The sudden death council member Barry Fairbrother is shocking for the small village of Pagford. His space on the town council intensifies several divisions in the community regarding the changing boundaries with the nearest large town, Yarvill, particularly regarding the local council estate, The Fields.
This novel was quite slow at first and nothing much really happens until the end, but as with all of Rowling’s writing her characterisations are strong. Not my favourite Rowling novel but a pleasant enough read.
Anthony collects items that people have lost, and stores them at home, labelling each one and sometimes using them as inspiration for his writing. In his will, he leaves all his possessions and his home to his housekeeper, Laura, who decides to try and reunite the lost items with their owners.
I bought this story before going on holiday as I wanted something light to read, and this was described as ‘feel good’. I enjoyed it initially but it quickly became very predictable, sickly sweet and there were just too many coincidences and clichés. The appearance (for want of a better word) of the ghost in the last few chapters was the final nail in the coffin for me.

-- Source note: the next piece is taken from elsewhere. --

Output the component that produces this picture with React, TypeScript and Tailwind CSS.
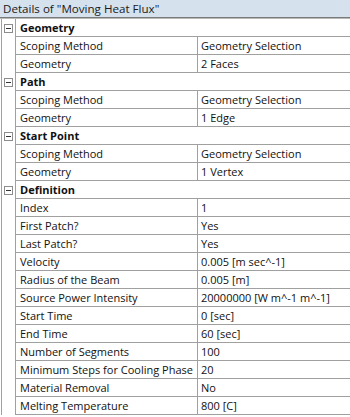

The dying wizard Drum Billet passes on his powers to a baby, who he believes is an eighth son of an eighth son. However, it turns out that this baby is in fact female. As Eskarina grows up the town witch, Granny Weatherwax, tries to teach her how to use witch magic, but the power of wizards is different and so they decide to head to the Unseen University where they try and challenge the traditional misogynistic views of wizards.
This is the third novel in the Discworld series and it is full of typical Pratchett humour, from the obvious (Esk’s home town is called Bad Ass) to the more subtle wordplay. I’m enjoying working my way through the series and meeting new characters along the way.